From: Matthew Wilcox
Date: Mon Jun 07 2021 - 14:04:22 EST


On Mon, Jun 07, 2021 at 07:27:23PM +0200, Jann Horn wrote:
> === Short summary ===
> I believe the issue here is a race between /proc/*/smaps and
> split_huge_page_to_list():
>
> The codepath for /proc/*/smaps walks the pagetables and (e.g. in
> smaps_account()) calls page_mapcount() not just on pages from normal
> PTEs but also on migration entries (since commit b1d4d9e0cbd0a
> "proc/smaps: carefully handle migration entries", from Linux v3.5).

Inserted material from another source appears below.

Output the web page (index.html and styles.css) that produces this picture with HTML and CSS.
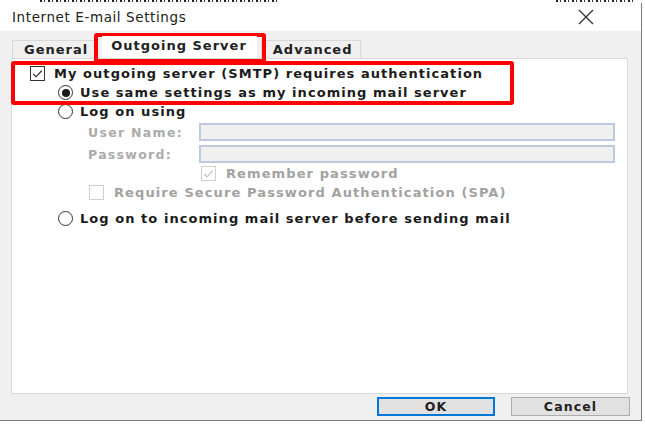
FILE: index.html
```html
<!DOCTYPE html>
<html>
<head>
<meta charset="utf-8">
<link rel="stylesheet" href="styles.css">
</head>
<body>
<div class="strip"><i class="bits bits-l"></i><i class="bits bits-r"></i></div>
<div class="dialog">
  <div class="titlebar">
    <span class="title">Internet E-mail Settings</span>
    <svg class="close" width="16" height="16" viewBox="0 0 16 16"><path d="M1 1 L15 15 M15 1 L1 15" stroke="#333" stroke-width="1.3" fill="none"/></svg>
  </div>
  <div class="body">
    <div class="tabs">
      <div class="tab">General</div>
      <div class="tab active">Outgoing Server</div>
      <div class="tab">Advanced</div>
    </div>
    <div class="panel">
      <div class="row r1">
        <span class="cb"><svg width="14" height="14" viewBox="0 0 14 14"><path d="M2.5 7 L5.5 10 L11.5 3.5" stroke="#222" stroke-width="1.2" fill="none"/></svg></span>
        <span class="lbl">My outgoing server (SMTP) requires authentication</span>
      </div>
      <div class="row r2">
        <span class="rb on"></span>
        <span class="lbl">Use same settings as my incoming mail server</span>
      </div>
      <div class="row r2">
        <span class="rb"></span>
        <span class="lbl">Log on using</span>
      </div>
      <div class="row field">
        <span class="flabel">User Name:</span>
        <span class="input"></span>
      </div>
      <div class="row field">
        <span class="flabel">Password:</span>
        <span class="input"></span>
      </div>
      <div class="row rem">
        <span class="cb dis"><svg width="14" height="14" viewBox="0 0 14 14"><path d="M2.5 7 L5.5 10 L11.5 3.5" stroke="#bdbdbd" stroke-width="1.2" fill="none"/></svg></span>
        <span class="lbl dim">Remember password</span>
      </div>
      <div class="row spa">
        <span class="cb dis"></span>
        <span class="lbl dim">Require Secure Password Authentication (SPA)</span>
      </div>
      <div class="row r2 last">
        <span class="rb"></span>
        <span class="lbl">Log on to incoming mail server before sending mail</span>
      </div>
      <div class="mark mark2"></div>
    </div>
    <div class="buttons">
      <button class="btn ok">OK</button>
      <button class="btn">Cancel</button>
    </div>
    <div class="mark mark1"></div>
  </div>
</div>
</body>
</html>
```
FILE: styles.css
```css
* { box-sizing: border-box; }
html, body { margin: 0; padding: 0; background: #fff; }
body { width: 645px; height: 427px; overflow: hidden; font-family: "DejaVu Sans", sans-serif; color: #1b1b1b; }

.strip { height: 3px; position: relative; }
.bits { position: absolute; top: 0; height: 2px; background: repeating-linear-gradient(90deg, #222 0 2px, transparent 2px 4px, #333 4px 5px, transparent 5px 8px); }
.bits-l { left: 40px; width: 240px; }
.bits-r { left: 556px; width: 80px; }

.dialog { width: 642px; border-right: 1px solid #7a7a7a; border-bottom: 1px solid #7a7a7a; }

.titlebar { height: 28px; background: #fff; display: flex; align-items: center; justify-content: space-between; padding: 0 47px 0 12px; }
.title { font-size: 13.5px; letter-spacing: 0.6px; color: #222; }
.close { display: block; }

.body { background: #f0f0f0; height: 389px; position: relative; padding: 7px 13px 0 11px; }

.tabs { display: flex; align-items: flex-end; height: 20px; padding-left: 1px; }
.tab { height: 18px; font-size: 13px; letter-spacing: 1px; line-height: 18px; padding: 0 7px 0 11px; border: 1px solid #d9d9d9; border-bottom: none; background: #f0f0f0; color: #222; font-weight: 600; }
.tab.active { height: 22px; background: #fff; padding: 0 10px 0 9px; margin: 0 4px 0 6px; position: relative; z-index: 1; border: none; line-height: 20px; }

.panel { position: relative; background: #fff; border: 1px solid #d9d9d9; height: 336px; padding: 5px 0 0 18px; }

.row { display: flex; align-items: center; height: 19px; }
.lbl { font-size: 13px; letter-spacing: 1.05px; font-weight: 600; white-space: nowrap; }
.dim { color: #a2a2a2; letter-spacing: 1.1px; }

.cb { width: 15px; height: 15px; border: 1px solid #333; background: #fff; display: flex; align-items: center; justify-content: center; margin-right: 9px; flex: none; }
.cb.dis { border-color: #cfcfcf; }
.cb svg { display: block; }

.rb { width: 15px; height: 15px; border: 1px solid #333; border-radius: 50%; margin: 0 7px 0 28px; flex: none; display: flex; align-items: center; justify-content: center; }
.rb.on::after { content: ""; width: 8px; height: 8px; border-radius: 50%; background: #1b1b1b; }

.field { height: 22px; padding-left: 58px; }
.flabel { width: 111px; font-size: 12.5px; letter-spacing: 1.3px; color: #ababab; font-weight: 600; }
.input { width: 416px; height: 18px; border: 2px solid #bccadb; background: #f0f0f0; }

.rem { padding-left: 171px; margin-top: -1px; }
.rem .cb { margin-right: 10px; }
.spa { padding-left: 59px; }
.spa .cb { margin-right: 10px; }
.last { margin-top: 7px; }

.buttons { display: flex; justify-content: flex-end; gap: 16px; padding: 3px 0 0 0; margin-right: -2px; }
.btn { width: 119px; height: 19px; font-family: "DejaVu Sans", sans-serif; font-size: 12.5px; letter-spacing: 1.1px; font-weight: 600; color: #222; background: #e1e1e1; border: 1px solid #adadad; padding: 0; }
.btn.ok { border: 2px solid #0078d7; width: 118px; }

.mark { position: absolute; border: 4px solid #ff0000; border-radius: 3px; pointer-events: none; }
.mark1 { left: 94px; top: 2px; width: 172px; height: 30px; }
.mark2 { left: -1px; top: 2px; width: 503px; height: 44px; }
```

> page_mapcount() expects compound pages to be stable.
>
> The split_huge_page_to_list() path first protects the compound page by
> locking it and replacing all its PTEs with migration entries (since
> the THP rewrite in v4.5, I think?), then does the actual splitting
> using __split_huge_page().
>
> So there's a mismatch of expectations here:
> The smaps code expects that migration entries point to stable compound
> pages, while the THP code expects that it's okay to split a compound
> page while it has migration entries.

Will it be a colossal performance penalty if we always get the page
refcount after looking it up? That will cause split_huge_page() to
fail to split the page if it hits this race.